Smart working, letteralmente significa “lavoro agile”. E, di certo, non se ne sta iniziando a parlare solo ora, in questo periodo di psicosi e coronavirus, ma già da molto tempo. Si tratta di una nuova concezione del lavoro, un lavoro flessibile e, talvolta, itinerante che, in linea di massima, permette alle persone di lavorare senza dover immergersi completamente nel proprio lavoro, tralasciando qualsiasi altro aspetto della propria vita.

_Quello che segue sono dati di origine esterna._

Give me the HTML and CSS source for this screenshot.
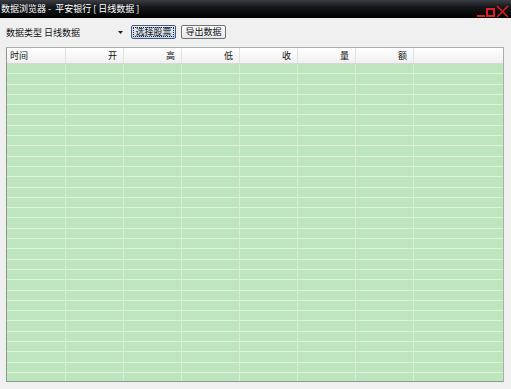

Lo smart working è caratterizzato dall’assenza di vincoli orari e spaziali e da un’organizzazione per fasi, cicli e obiettivi stabilita mediante accordo tra dipendente e datore di lavoro. Questa nuova filosofia – è stato testato – aumenta la produttività del lavoratore perché la sua giornata di lavoro si concretizza attorno alla propria persona, facendolo sentire molto più a suo agio.
In Italia, esistono già molte realtà aziendali che hanno scelto lo smart working e, in questo periodo di emergenza, la riflessione attorno al lavoro agile si sta trasformando da necessità in opportunità di innovazione. La crisi legata al coronavirus è, prima di tutto, economica. Sì, perché se la chiusura degli esercizi pubblici blocca il flusso fisico dei guadagni per giorni, se non settimane, la chiusura delle sedi aziendali risulta altrettanto dannosa.

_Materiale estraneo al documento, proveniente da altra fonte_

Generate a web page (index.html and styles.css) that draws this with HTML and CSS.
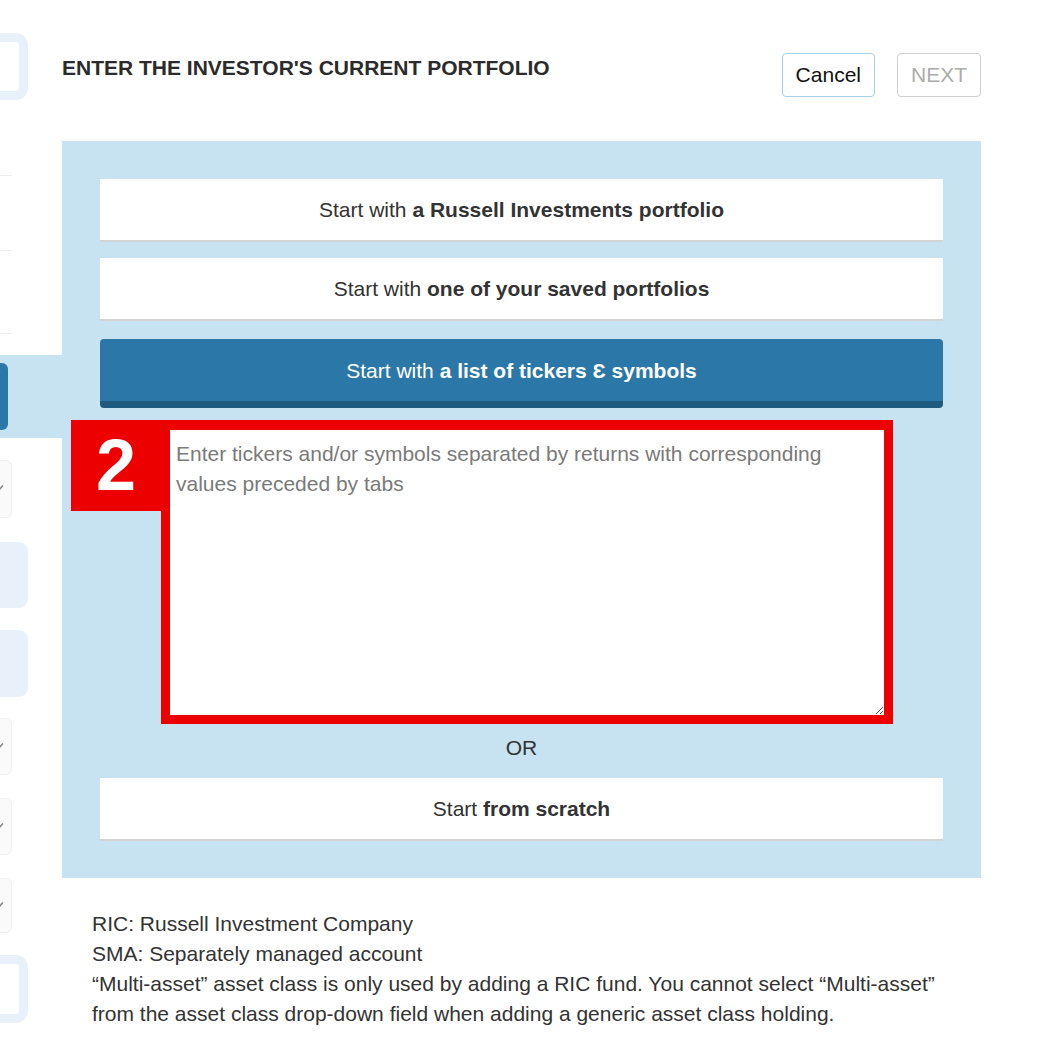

Perché non sfruttare le potenzialità del digitale, dunque, e cercare di trasformare un evento negativo in qualcosa di potenzialmente fruttuoso?

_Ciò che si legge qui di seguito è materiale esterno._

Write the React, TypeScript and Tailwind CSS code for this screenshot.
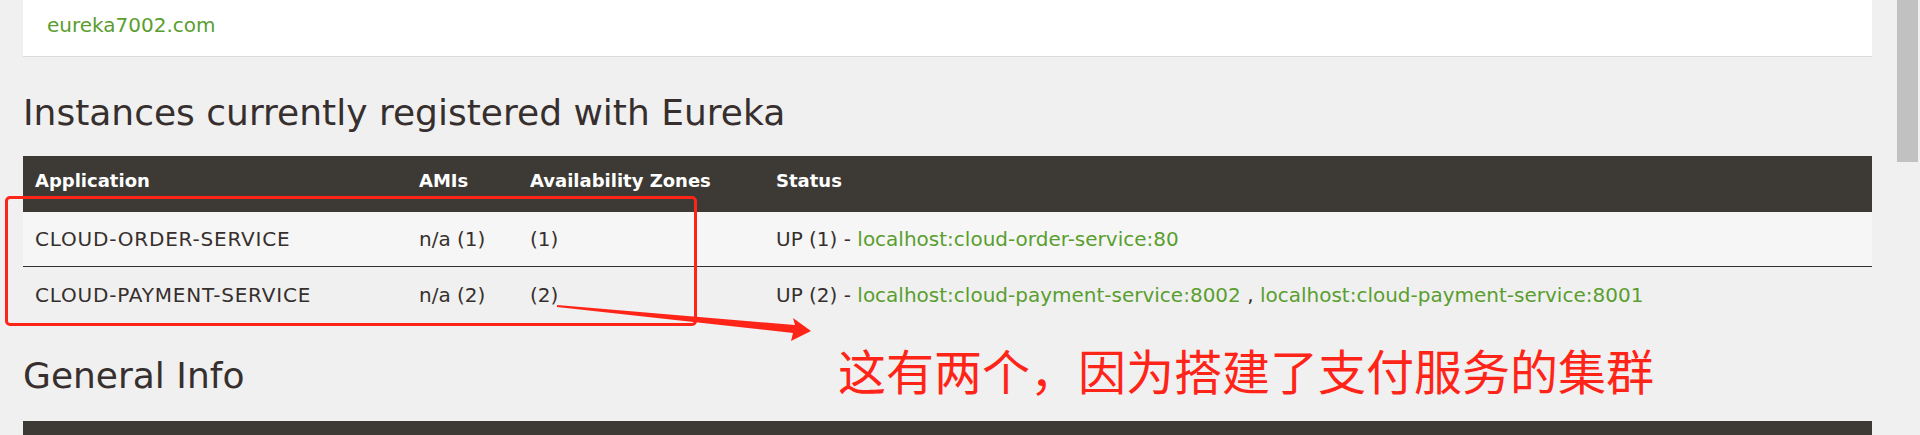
import React from "react";

const rows = [
  {
    app: "CLOUD-ORDER-SERVICE",
    amis: "n/a (1)",
    zones: "(1)",
    up: "UP (1) - ",
    links: ["localhost:cloud-order-service:80"],
    bg: "bg-[#f6f6f6]",
  },
  {
    app: "CLOUD-PAYMENT-SERVICE",
    amis: "n/a (2)",
    zones: "(2)",
    up: "UP (2) - ",
    links: ["localhost:cloud-payment-service:8002", "localhost:cloud-payment-service:8001"],
    bg: "bg-[#f0f0f0]",
  },
];

const cols = "grid grid-cols-[384px_111px_246px_1fr]";

const App: React.FC = () => {
  return (
    <div
      className="relative h-[435px] w-full overflow-hidden bg-[#f0f0f0] text-[#362f2d]"
      style={{ fontFamily: "'DejaVu Sans', 'Noto Sans CJK SC', sans-serif" }}
    >
      <div className="pl-[23px] pr-[48px]">
        {/* Replicas panel */}
        <div className="flex h-[57px] items-center border-b border-[#dcdcdc] bg-white pl-[24px] pb-[6px]">
          <a href="#" className="text-[20px] text-[#5a9e2f]">
            eureka7002.com
          </a>
        </div>

        {/* Instances */}
        <h2 className="mt-[39px] h-[33px] text-[36px] leading-[33px]">
          Instances currently registered with Eureka
        </h2>

        <div className="mt-[27px]">
          <div className={`${cols} h-[56px] items-center bg-[#3d3a35] text-[18px] font-bold text-white`}>
            <div className="px-[12px] pb-[8px]">Application</div>
            <div className="px-[12px] pb-[8px]">AMIs</div>
            <div className="px-[12px] pb-[8px]">Availability Zones</div>
            <div className="px-[12px] pb-[8px]">Status</div>
          </div>
          {rows.map((r, i) => (
            <div
              key={r.app}
              className={`${cols} h-[55px] items-center text-[20px] ${r.bg} ${i === 0 ? "border-b border-[#333]" : ""}`}
            >
              <div className="px-[12px] tracking-[0.8px]">{r.app}</div>
              <div className="px-[12px]">{r.amis}</div>
              <div className="px-[12px]">{r.zones}</div>
              <div className="px-[12px] whitespace-nowrap">
                {r.up}
                {r.links.map((l, j) => (
                  <React.Fragment key={l}>
                    {j > 0 && " , "}
                    <a href="#" className="text-[#5a9e2f]">
                      {l}
                    </a>
                  </React.Fragment>
                ))}
              </div>
            </div>
          ))}
        </div>

        {/* General Info */}
        <h2 className="mt-[37px] h-[33px] text-[36px] leading-[33px]">General Info</h2>
        <div className="mt-[29px] h-[40px] bg-[#3d3a35]" />
      </div>

      {/* scrollbar thumb */}
      <div className="absolute right-[2px] top-0 h-[162px] w-[21px] bg-[#c1c1c1]" />

      {/* annotation */}
      <div className="absolute left-[5px] top-[196px] h-[130px] w-[692px] rounded-[5px] border-[3px] border-[#ff2418]" />
      <svg className="absolute left-0 top-0" width="1920" height="435" viewBox="0 0 1920 435">
        <polygon points="557,305 795,325 793,318 811,331 791,341 793,333 557,307" fill="#ff2418" />
      </svg>
      <div
        className="absolute left-[838px] top-[344px] text-[48px] leading-[50px] text-[#ff2418]"
        style={{ fontFamily: "'Noto Sans CJK SC', sans-serif" }}
      >
        这有两个，因为搭建了支付服务的集群
      </div>
    </div>
  );
};

export default App;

Le cosiddette zone rosse italiane, nelle ultime settimane, hanno fatto appello proprio allo smart working per non bloccare tutto e continuare a lavorare da casa, anche in quarantena. Ma in Campania, com’è la situazione attuale?
A Napoli, alcune aziende si stanno aprendo al mondo dello smart working. La Regus, azienda che si occupa della fornitura di materiali da ufficio, è una di queste.
Il 9 luglio scorso, in Confindustria Avellino, i rappresentati della Cofren Srl di Avellino, società del gruppo multinazionale Wabtec, specializzata nella produzione di componenti e sistemi frenanti, e le organizzazioni sindacali Territoriali hanno sottoscritto il primo accordo in Irpinia che introduce lo smart working in una azienda manifatturiera.
L’accordo prevede la possibilità che i dipendenti di alcune aree, il cui lavoro non è strettamente legato alla presenza in sede, possono lavorare da casa per un giorno a settimana.
La nuova concezione di lavoro, però, in Campania è ancora molto debole.
Nel 2017, la Regione Campania aveva dato vita al progetto “Lavoro agile per il futuro della PA”, volto a sperimentare pratiche innovative per la conciliazione vita-lavoro nelle amministrazioni pubbliche. I fondi ricevuti dalla Regione da parte della Presidenza del Consiglio si sarebbero dovuti investire per realizzare percorsi di smart working per i propri dipendenti. Questa linea d’azione, che sarebbe dovuta partire tempo fa, a ritmi più sostenuti, avrebbe reso la Campania, oggi, a fronte di un’emergenza come il coronavirus, molto più pronta e reattiva.
Certo, ora come ora (e si spera neanche nel giro delle prossime settimane) la nostra regione non è una delle zone rosse e quindi le persone possono andare a lavoro tranquillamente. Tuttavia, i percorsi di avviamento al lavoro agile avrebbero garantito migliori condizioni e più efficienza negli uffici pubblici.
È anche vero che, pur non rappresentando una zona-focolaio, la Campania – così come il resto dell’Italia – sta attraversando un momento difficile. Sì, perché è giustissimo che regioni come Lombardia e Veneto siano avvantaggiate nella gestione delle attività commerciali (sospensione pagamento tasse, ad esempio), ma è pur vero che – in un clima di paura e panico generale – anche gli esercizi pubblici di altre città ne risentano. Ristoranti e bar situati nelle zone limitrofe al centro città tendono a svuotarsi prima. Le persone continuano ad andare a lavoro, ma se possono risparmiarsi di uscire per diletto lo fanno. E allora andare avanti diventa difficile per tutti.
Sarebbe necessario e auspicabile, dunque, che si allargasse lo sguardo e si riflettesse – preventivamente – anche attorno alle zone che (fortunatamente) oggi non vivono una situazione straordinaria, ma che in futuro (in questa occasione o in altre) potrebbero trovarsi ad affrontare. Che si tratti di smart working o di lavoro tradizionale, l’attenzione dovrebbe rimanere sempre alta.